Part of the problem I believe is that I am attempting to do a bit of original story telling that hasn't been done before. Not only it is difficult for me because I do not have many examples to follow, but also odd for the player because the story arch does not follow typical story arch conventions.
Each of the four stories contains two objectives: an internal story objective, and an arch objective.
Story 1: Another Date
Internal Story Objective: Give players of Date Ariane a new dating experience with Ariane, introducing a linear visual novel format, while also better defining Ariane's personality. In Date Ariane, Ariane is likeable enough, but we never get to learn much about her.
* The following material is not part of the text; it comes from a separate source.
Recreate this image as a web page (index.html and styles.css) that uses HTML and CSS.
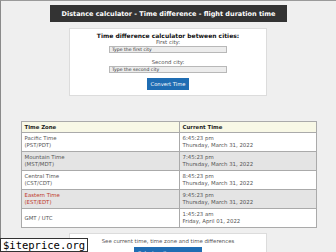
FILE: index.html
```html
<!doctype html>
<html lang="en">
    <head>
        <meta charset="UTF-8" />
        <title>Distance calculator - Time difference - flight duration time</title>
        <link rel="stylesheet" href="styles.css">
    </head>
    <body>
        <div class="page">
            <div class="header">Distance calculator - Time difference - flight duration time</div>

            <form class="box calc" onsubmit="return false">
                <div class="calc-title">Time difference calculator between cities:</div>
                <label class="field-label">First city:</label>
                <input class="city" type="text" placeholder="Type the first city" />
                <label class="field-label second">Second city:</label>
                <input class="city" type="text" placeholder="Type the second city" />
                <button class="btn" type="submit">Convert Time</button>
            </form>

            <table class="zones">
                <tr class="head">
                    <th class="zone-col">Time Zone</th>
                    <th>Current Time</th>
                </tr>
                <tr>
                    <td>Pacific Time<br />(PST/PDT)</td>
                    <td>6:45:23 pm<br />Thursday, March 31, 2022</td>
                </tr>
                <tr class="alt">
                    <td>Mountain Time<br />(MST/MDT)</td>
                    <td>7:45:23 pm<br />Thursday, March 31, 2022</td>
                </tr>
                <tr>
                    <td>Central Time<br />(CST/CDT)</td>
                    <td>8:45:23 pm<br />Thursday, March 31, 2022</td>
                </tr>
                <tr class="alt local">
                    <td>Eastern Time<br />(EST/EDT)</td>
                    <td>9:45:23 pm<br />Thursday, March 31, 2022</td>
                </tr>
                <tr>
                    <td>GMT / UTC</td>
                    <td>1:45:23 am<br />Friday, April 01, 2022</td>
                </tr>
            </table>

            <div class="box more">
                <div class="more-text">See current time, time zone and time differences</div>
                <button class="btn wide" type="button">Select a city</button>
            </div>
        </div>
        <div class="stamp">$iteprice.org</div>
    </body>
</html>
```

FILE: styles.css
```css
* {
    box-sizing: border-box;
}
html,
body {
    height: 100%;
    overflow: hidden;
}
body {
    margin: 0;
    background-color: #efefef;
    border-top: 1px solid #9a9a9a;
    border-left: 1px solid #8a8a8a;
    font-family: "DejaVu Sans", Verdana, sans-serif;
    font-size: 5.4px;
    color: #555;
}
.page {
    display: flex;
    flex-direction: column;
    align-items: center;
    padding-top: 4px;
}
.header {
    width: 237px;
    height: 17px;
    background-color: #333;
    color: #fff;
    font-weight: bold;
    font-size: 6.5px;
    display: flex;
    align-items: center;
    justify-content: center;
}
.box {
    width: 198px;
    background-color: #fff;
    border: 1px solid #dcdcdc;
    display: flex;
    flex-direction: column;
    align-items: center;
}
.calc {
    margin: 6px 0 0 -1px;
    padding: 3px 0 5px;
}
.calc-title {
    color: #111;
    font-weight: bold;
    font-size: 6px;
    line-height: 7px;
}
.field-label {
    line-height: 7px;
}
.field-label.second {
    margin-top: 6px;
}
.city {
    width: 118px;
    height: 7px;
    margin: 0;
    padding: 0 2px;
    border: 1px solid #b8b8b8;
    background-color: #ececec;
    font-family: inherit;
    font-size: 4.6px;
}
.city::placeholder {
    color: #333;
}
.btn {
    margin-top: 5px;
    height: 12px;
    padding: 0 4px;
    border: none;
    background-color: #1f6db3;
    color: #fff;
    font-family: inherit;
    font-size: 5.2px;
}
.zones {
    width: 296px;
    margin-top: 25px;
    border-collapse: collapse;
    border: 1px solid #9a9a9a;
    background-color: #fff;
    line-height: 7px;
}
.zones th,
.zones td {
    border: 1px solid #aaa;
    text-align: left;
    padding: 2px 3px;
    vertical-align: middle;
}
.zones th {
    color: #222;
    padding: 2px 3px;
    line-height: 6px;
}
.zones .zone-col {
    width: 158px;
}
.zones .head {
    background-color: #f8f8e6;
}
.zones .alt {
    background-color: #e4e4e4;
}
.zones .local td:first-child {
    color: #c0392b;
}
.more {
    margin: 5px 0 0 -1px;
    padding: 4px 0 0;
    height: 30px;
}
.more-text {
    line-height: 7px;
}
.btn.wide {
    margin-top: 2px;
    width: 68px;
    text-align: left;
    padding-left: 4px;
    align-items: flex-start;
}
.stamp {
    position: absolute;
    left: 0;
    bottom: 0;
    padding: 0 2px;
    background-color: #fff;
    border: 1px solid #333;
    color: #000;
    font-family: "DejaVu Sans Mono", monospace;
    font-size: 10.5px;
    line-height: 12px;
}
```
Now we learn she is a former cheerleader as well as a gymnast, that she likes to do daring things, both physical daring as well as naked daring things, that she has no desire for a defined relationship, that she gets brutally honest when she gets mad, etc.
External Story Arch Objective: On every date you go on with Ariane, a surprise lightning storm hits right around 11:00.
Story 2: A Man About Town
Internal Story Objective: A return to the chaotic Dating Sim style of the first game. This could also be called "Date Rachel", and the rules of the game are a bit less defined than the linear story 1. Earlier versions were even more complicated than it is now, but I had to tone it down a bit.
External Story Arch Objective: On every date you go on with Rachel, a surprise lightning storm NEVER hits around 11:00. Despite multiple play throughs, everyone keeps missing this, and thus the forest through the trees is never seen.
Story 3: Magic, Malice, and Mayhem
Internal Story Objective: Both Ariane and Rachel are very likeable and every ending with them seems to be at least pleasant. Show some girls that are not as likeable for opposite reasons, and have the player lose control and the dates end badly, because some dates do end badly. Lack of player control is illustrated by making the story more "comic book": different text style, not always first person, multi-pane images, floating onomatopoeia words representing sounds.
External Story Arch Objective: Is there a storm? Or isn't there? There is! At this point you should be asking yourself, what makes Rachel so special that rain never falls on her?
Note: The reason why there are only two linear stories, is because that is all it takes to meet these two objectives. By the way, there are 10 different endings to the Bonnie the Bartender story, but only two count. The Bonnie sex ending is different the first 9 times you play her story, all 9 endings are bad (but mostly funny). The fact that you can't control the outcome, and that the outcomes are completely contradictory, is designed to make the greater point that having sex with someone you barely know has potential consequences.
Story 4: Tower of Ion
Internal Story Objective: A sudden change of genre, less romantic comedy, more sci-fi mystery. Hence, the many Fringe references throughout the story. Not only a change in story genre, but in game genre too: This is an adventure game, with many puzzles to solve to reveal more information. Adventure games generally don't branch out to alternative endings the way visual novels do.
External Story Arch Objective: Solve the mystery as to why it never rains on Rachel. If Rachel never gets to the LAN party, she never goes to the lab to see that conditions are ideal for the storm making machine. It never gets turned on.
Historical side note: I believe that I am the first romance writer to end a romantic story where one person give another a math lecture, then makes them solve a 4 dimensional linear algebra problem for them.